Jarak 7 km perjalanan dari rumah ke sekolah. Perhitungan jarak itulah, makanya tidak heran, poa-poa buga menjadi ritme tetap. Apalagi kalau ingat syair lagu di atas dengan konsekuensinya.
Saya masih ingat bahwa jam 4 pagi itu saya sudah bangun untuk belajar dengan menggunakan lampu pelita yang menggunakan kaleng susu dan minyak tanah.
Duduk tanpa kursi dan meja. Duduk belajar langsung di pelupu yang juga tidak jauh dari tempat tidur. Kemiskinan dan kesulitan kami pada masa itu, memang sampai tidak pernah mengeluh dengan dalil, saya baru bisa belajar kalau ada kursi dan meja.
Satu yang paling penting bagi saya adalah lampu pelita dengan minyak yang cukup. Ya, saya belajar menggunakan lampu pelita selama 6 tahun, bahkan sesekali waktu SMP juga menggunakan pelita, ketika listrik padam.
Belajar pagi-pagi buta itu memang enak dan benar-benar terasa bahwa ketika bangun pagi, pikiran belum memikirkan hal-hal lainnya, sehingga ketika membaca pelajaran di sekolah, bahan belajar akan cepat tersimpan di otak.
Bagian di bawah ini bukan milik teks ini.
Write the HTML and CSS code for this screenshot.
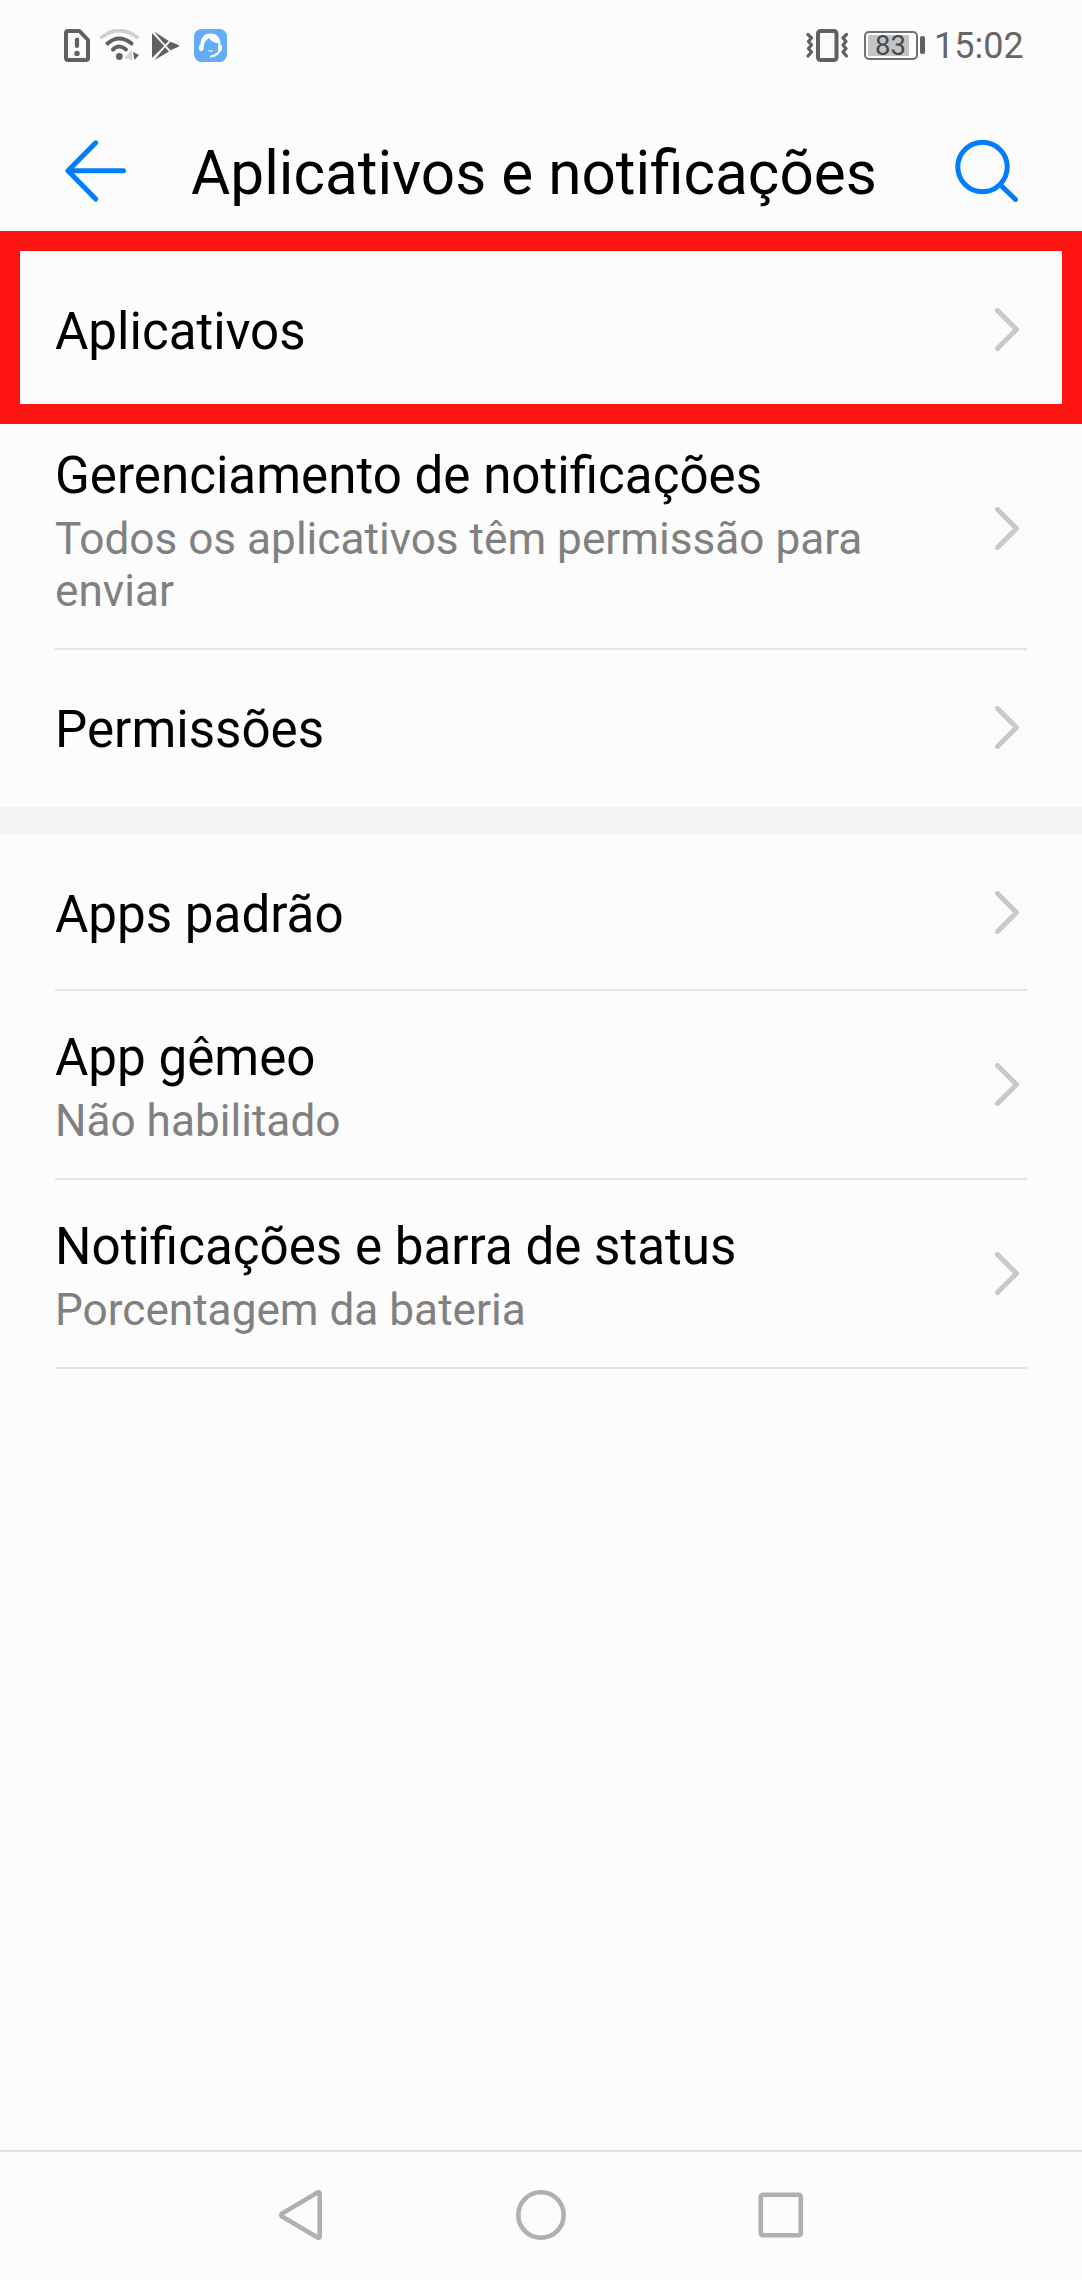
FILE: index.html
```html
<!DOCTYPE html>
<html lang="pt-BR">
<head>
<meta charset="utf-8">
<title>Aplicativos e notificações</title>
<link rel="stylesheet" href="styles.css">
</head>
<body>
<div class="screen">
  <div class="status-bar">
    <svg class="status-sim" width="26" height="33" viewBox="0 0 26 33"><path d="M4 2H15.500L24 11V29a2 2 0 0 1-2 2H4a2 2 0 0 1-2-2V4a2 2 0 0 1 2-2z" fill="none" stroke="#606060" stroke-width="4" stroke-linejoin="round"/><path d="M13 10.500V17" stroke="#606060" stroke-width="4.200" stroke-linecap="round"/><circle cx="13" cy="24.500" r="2.700" fill="#606060"/></svg>
    <svg class="status-wifi" width="40" height="33" viewBox="0 0 40 33"><g fill="none" stroke-width="4" stroke-linecap="round"><path d="M2 8Q19-5 37 8" stroke="#d0d0d0"/><path d="M7.500 14.500Q19 4.500 31.500 14.500" stroke="#606060"/><path d="M13 20.500Q19 14.500 26 20.500" stroke="#606060"/></g><circle cx="19.300" cy="27.500" r="3.400" fill="#606060"/><path d="M31 31V23L26.500 28.500H32.500" fill="none" stroke="#d0d0d0" stroke-width="2"/><path d="M33 23L39 26L34.500 31Z" fill="#606060"/></svg>
    <svg class="status-play" width="28" height="33" viewBox="0 0 28 33"><g fill="#606060"><path d="M0 4V29L12.200 17z"/><path d="M2 2.500L13 15.800L16.800 12z"/><path d="M18.500 12.800L14.500 17L18.500 21.200L26.500 17.800Q28 17 26.500 16z"/><path d="M13 18.200L2.500 31L17 22.500z"/></g></svg>
    <svg class="status-app" width="33" height="33" viewBox="0 0 33 33"><rect width="33" height="33" rx="7.500" fill="#65acf8"/><path d="M6.500 18Q6 4.500 16.500 4.500Q27 4.500 26.500 18H24.500Q25 14.500 23.500 14Q18 13.500 15 9Q10 12 9.500 18z" fill="#fff"/><rect x="5" y="15.500" width="4.500" height="6.500" rx="2" fill="#fff"/><rect x="24" y="15.500" width="4" height="6.500" rx="2" fill="#fff"/><path d="M26 21Q23.500 26.500 17 27.500" fill="none" stroke="#fff" stroke-width="2.200" stroke-linecap="round"/><path d="M14 21.500Q16.500 23 19 21.500" fill="none" stroke="#fff" stroke-width="1"/></svg>
    <span class="spacer"></span>
    <svg class="status-vibrate" width="43" height="33" viewBox="0 0 43 33"><rect x="12" y="2" width="18.500" height="29" rx="2.500" fill="none" stroke="#606060" stroke-width="4"/><path d="M2 5.500L5.500 9L2.500 12.500L5.500 16L2.500 19.500L5.500 23L2 27M40.500 5.500L37 9L40 12.500L37 16L40 19.500L37 23L40.500 27" fill="none" stroke="#606060" stroke-width="3.200" stroke-linecap="round" stroke-linejoin="round"/></svg>
    <div class="battery"><div class="battery-body"><span class="battery-level">83</span></div><span class="battery-tip"></span></div>
    <span class="clock">15:02</span>
  </div>

  <header class="app-bar">
    <svg width="62" height="62" viewBox="0 0 62 62"><path d="M30.700 2.800L3 30.800L30.700 59M3 30.800H58.500" fill="none" stroke="#007dfa" stroke-width="5" stroke-linecap="round" stroke-linejoin="round"/></svg>
    <h1 class="app-title">Aplicativos e notificações</h1>
    <svg width="64" height="62" viewBox="0 0 64 62"><circle cx="27.500" cy="27" r="24.700" fill="none" stroke="#007dfa" stroke-width="5"/><path d="M45.500 45L60.500 59.500" stroke="#007dfa" stroke-width="5" stroke-linecap="round"/></svg>
  </header>

  <main class="list">
    <div class="row highlighted">
      <div class="row-text"><div class="row-title">Aplicativos</div></div>
      <svg class="chevron" width="25" height="43" viewBox="0 0 25 43"><path d="M2.500 2.500L21.500 21.500L2.500 40.500"/></svg>
    </div>
    <div class="row tall divided">
      <div class="row-text"><div class="row-title">Gerenciamento de notificações</div><div class="row-note">Todos os aplicativos têm permissão para enviar</div></div>
      <svg class="chevron" width="25" height="43" viewBox="0 0 25 43"><path d="M2.500 2.500L21.500 21.500L2.500 40.500"/></svg>
    </div>
    <div class="row short">
      <div class="row-text"><div class="row-title">Permissões</div></div>
      <svg class="chevron" width="25" height="43" viewBox="0 0 25 43"><path d="M2.500 2.500L21.500 21.500L2.500 40.500"/></svg>
    </div>
    <div class="section-gap"></div>
    <div class="row divided">
      <div class="row-text"><div class="row-title">Apps padrão</div></div>
      <svg class="chevron" width="25" height="43" viewBox="0 0 25 43"><path d="M2.500 2.500L21.500 21.500L2.500 40.500"/></svg>
    </div>
    <div class="row medium divided">
      <div class="row-text"><div class="row-title">App gêmeo</div><div class="row-note">Não habilitado</div></div>
      <svg class="chevron" width="25" height="43" viewBox="0 0 25 43"><path d="M2.500 2.500L21.500 21.500L2.500 40.500"/></svg>
    </div>
    <div class="row medium divided">
      <div class="row-text"><div class="row-title">Notificações e barra de status</div><div class="row-note">Porcentagem da bateria</div></div>
      <svg class="chevron" width="25" height="43" viewBox="0 0 25 43"><path d="M2.500 2.500L21.500 21.500L2.500 40.500"/></svg>
    </div>
  </main>

  <nav class="nav-bar">
    <svg width="50" height="50" viewBox="0 0 50 50"><path d="M41.500 2.500Q43.700 1.500 43.700 4V46Q43.700 48.500 41.500 47.500L6 26.500Q4.500 25 6 23.500Z"/></svg>
    <svg width="50" height="50" viewBox="0 0 50 50"><circle cx="25" cy="25" r="22.700"/></svg>
    <svg width="50" height="50" viewBox="0 0 50 50"><rect x="4.800" y="4.800" width="40" height="40.500" rx="2"/></svg>
  </nav>
</div>
</body>
</html>
```

FILE: styles.css
```css
* {
  box-sizing: border-box;
}

body {
  margin: 0;
  background: #fcfcfc;
  font-family: Roboto, "Noto Sans", sans-serif;
  color: #000;
}

svg {
  display: block;
  flex: none;
}

.screen {
  display: flex;
  flex-direction: column;
  width: 1082px;
  height: 2280px;
}

.status-bar {
  display: flex;
  align-items: center;
  height: 90px;
  padding: 0 57px 0 64px;
}

.status-wifi {
  margin-left: 10px;
}

.status-play {
  margin-left: 12px;
}

.status-app {
  margin-left: 14px;
}

.spacer {
  flex: 1;
}

.battery {
  display: flex;
  align-items: center;
  gap: 2px;
  margin: 0 9px 0 15px;
}

.battery-body {
  width: 54px;
  height: 29px;
  padding: 2px 7px 2px 2px;
  border: 2px solid #707070;
  border-radius: 5px;
}

.battery-level {
  display: block;
  height: 21px;
  padding-left: 4px;
  background: #c4c4c4;
  color: #484848;
  font-size: 27.500px;
  line-height: 21px;
  text-align: center;
}

.battery-tip {
  width: 5px;
  height: 18px;
  border-radius: 2px;
  background: #606060;
}

.clock {
  width: 91px;
  padding-top: 2px;
  color: #666;
  font-size: 36px;
  line-height: 42px;
  white-space: nowrap;
}

.app-bar {
  display: flex;
  align-items: center;
  height: 161px;
  padding: 0 63px 0 65px;
}

.app-title {
  flex: 1;
  margin: 6px 0 0 64px;
  font-size: 60.250px;
  font-weight: 400;
  line-height: 72px;
  white-space: nowrap;
}

.row {
  position: relative;
  display: flex;
  align-items: center;
  justify-content: space-between;
  height: 156px;
  margin: 0 55px;
  padding-right: 7px;
}

.row.short {
  height: 155px;
}

.row.medium {
  height: 189px;
}

.row.tall {
  height: 243px;
  padding-top: 2px;
}

.row.divided {
  border-bottom: 2px solid #e4e4e4;
}

/* Red frame that calls out the first entry. */
.row.highlighted::after {
  content: "";
  position: absolute;
  inset: -20px -55px -17px;
  border: 20px solid #ff1414;
}

.row-text {
  width: 840px;
  padding-top: 5px;
}

.row-title {
  font-size: 51.150px;
  line-height: 60px;
}

.row-note {
  margin-top: 7px;
  color: #808080;
  font-size: 44.150px;
  line-height: 52px;
}

.chevron path {
  fill: none;
  stroke: #c8c8c8;
  stroke-width: 5;
  stroke-linecap: round;
  stroke-linejoin: round;
}

.section-gap {
  height: 27px;
  margin: 2px 0 1px;
  background: #f3f3f3;
}

.nav-bar {
  display: flex;
  justify-content: center;
  gap: 190px;
  height: 130px;
  margin-top: auto;
  padding-top: 38px;
  border-top: 2px solid #e0e0e0;
}

.nav-bar svg {
  fill: none;
  stroke: #b0b0b0;
  stroke-width: 4.600;
}
```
Kebiasaan poa-poa buga belajar itu terus terbawa hingga SMA dan ke tingkat perguruan tinggi. Pada prinsipnya saya mau mengatakan bahwa belajar pagi-pagi itu merupakan kesempatan yang tepat untuk lebih menguasai bahan pelajaran.
Apakah masuk sekolah jam 5 pagi itu relevan untuk tingkat SMA di Kupang dan tempat lainnya?
Dari segi tujuannya tentu saja baik, karena bisa saja seperti pengalaman pribadi saya di atas. Waktu pagi-pagi itu adalah waktu yang tepat untuk belajar dan waktu efektif untuk sendiri memahami bahan pelajaran.
Waktu belajar yang saya maksudkan di sini adalah waktu belajar mandiri dan bukan waktu proses belajar mengajar di sekolah. Oleh karena itu, saya belum bisa membayangkan waktu jam 5 itu masuk sekolah dan mulai pelajaran.
Ada banyak pertanyaan, apakah mungkin bagi guru-guru untuk masuk sekolah jam 5 pagi? Bagaimana dengan aktivitas guru yang selama ini sudah terbiasa pada pagi hari itu mengurus ini dan itu?
Soalnya tuntutan masuk sekolah jam 5 pagi itu tidak boleh hanya untuk siswa, tetapi juga untuk guru, karena tentu saja percuma kalau cuma ada siswa yang banyak di sekolah tanpa ada guru-guru, mungkinkah para siswa bisa belajar dengan tenang?
Kalau jam 5 pagi harus masuk sekolah, maka jam berapa mereka harus bangun dan jam berapa mereka harus punya waktu belajar mandiri di rumah?
Dari alasan inilah, sebenarnya kebijakan Gubernur NTT ini perlu dikaji lebih jauh lagi. Waktu belajar sendiri di rumah itu sangat penting sebagai bagian dari proses internalisasi pribadi.